Don't bring a knife to a gun fight
We all (mostly) agree that innovation is creating new ideas and putting them into some action that's valuable for customers or clients. Whether the innovation is a new product, or a new business model, or new experience, is less important than the fact that the concept meets and fills an important, relevant need that some customer or client experiences.
The problem is that most of us consider these problems in current day frameworks. As innovators following a methodology, we do the qualitative research, using ethnography or voice of the customer or needs based innovation to understand the needs of the prospective client base. Many firms at this point then make a fatal mistake - they project those needs into an uncertain and highly variable future. We'd all prefer that the future look very much like the present. Ideally it will look very similar to today, only slightly more interesting and we'll all be slightly slimmer. If you've followed the news in the recent several years, you'd recognize that disruptions and significant changes in our expectations happen all the time. As one Wall Street reporter once said, the most commonly used word in analyst descriptions of Wall Street results is "surprise".
So, clearly we can't create ideas today that will solve the problem that we notice today. It will take time to develop an idea, test it and prepare the concept for launch. So we should develop an idea with some understanding of what the alternative futures may look like. Will the future two to three years from now look very much like the conditions today? There are people in Greece, and in Iceland, and in Louisiana that hope very much that the conditions in the near future look very different. Just a few weeks ago no one predicted the largest oil catastrophe in US history would occur, and now consider all the resources that are being applied to solve that problem. What if your big idea one year ago was to build a new fishing fleet in Louisiana? Would you have considered the possibility that while that may have been a good idea, there were possible scenarios that would cause you to consider other alternatives?
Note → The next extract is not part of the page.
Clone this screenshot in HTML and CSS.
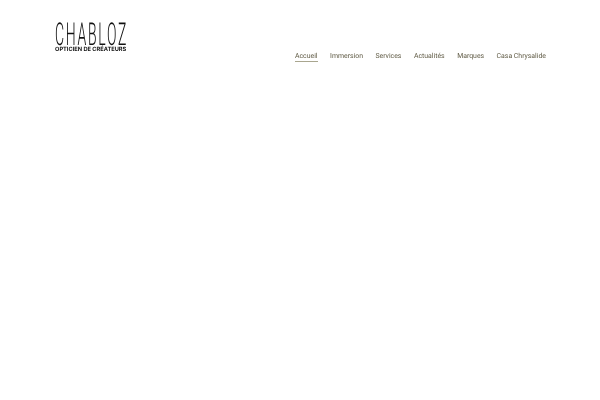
FILE: index.html
```html
<!DOCTYPE html>
<html lang="fr">
<head>
<meta charset="utf-8">
<title>Chabloz</title>
<link rel="stylesheet" href="styles.css">
</head>
<body>
<header class="site-header">
  <a class="logo" href="#">
    <span class="logo-name">CHABLOZ</span>
    <span class="logo-tag">OPTICIEN DE CRÉATEURS</span>
  </a>
  <nav class="main-nav">
    <a class="nav-link active" href="#">Accueil</a>
    <a class="nav-link" href="#">Immersion</a>
    <a class="nav-link" href="#">Services</a>
    <a class="nav-link" href="#">Actualités</a>
    <a class="nav-link" href="#">Marques</a>
    <a class="nav-link" href="#">Casa Chrysalide</a>
  </nav>
</header>
</body>
</html>
```
FILE: styles.css
```css
html, body {
  margin: 0;
  padding: 0;
  background: #fff;
  height: 100%;
  overflow: hidden;
}
.site-header {
  display: flex;
  justify-content: space-between;
  align-items: flex-start;
  padding: 25px 54px 0 55px;
  text-rendering: geometricPrecision;
}
a {
  text-decoration: none;
}
.logo {
  display: flex;
  flex-direction: column;
  width: 73px;
  color: #111;
  filter: blur(0.2px);
}
.logo-name {
  display: block;
  height: 10px;
  margin: 0 0 11.5px;
  font: 300 14px/10px "Roboto", sans-serif;
  letter-spacing: 1.7px;
  white-space: nowrap;
  transform: scale(1, 2.25);
  transform-origin: 0 0;
}
.logo-tag {
  display: block;
  font: 700 5.7px/6px "Inter", sans-serif;
  white-space: nowrap;
}
.main-nav {
  display: flex;
  gap: 12.5px;
  margin-top: 26px;
  filter: blur(0.2px);
}
.nav-link {
  font: 400 6.9px/10px "Roboto", sans-serif;
  color: #5f5a44;
  border-bottom: 1px solid transparent;
}
.nav-link.active {
  border-bottom-color: #a9a68f;
}
```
My point here is that we don't innovate in a vacuum and time and conditions don't stop to allow our perfectly conceived ideas to become true based on conditions we assumed. Our ideas meet the market that exists when we launch the idea and must be relevant to those consumers and their needs. Innovating to address an existing need is clearly relevant - but will that need be as important, and as relevant in two years when you can actually release the new product? Have you considered the possible futures and how those future market conditions will effect the uptake and relevance of your new innovation? Given the pace of change, especially in the world financial markets and economies, and the volatility in the market today, any innovator that isn't spending time thinking about the future market and future conditions for their new products and services is likely to create interesting ideas that fail to satisfy the needs that they had forecast, because market conditions changed.
While it is important to understand customer needs, "jobs to be done" and find "Blue Oceans" it is also important to understand the various future scenarios under which those needs are still relevant, and those scenarios where those needs are no longer important. Only when you marry the needs you discover with the possible future scenarios will you be able to make your best innovation investments.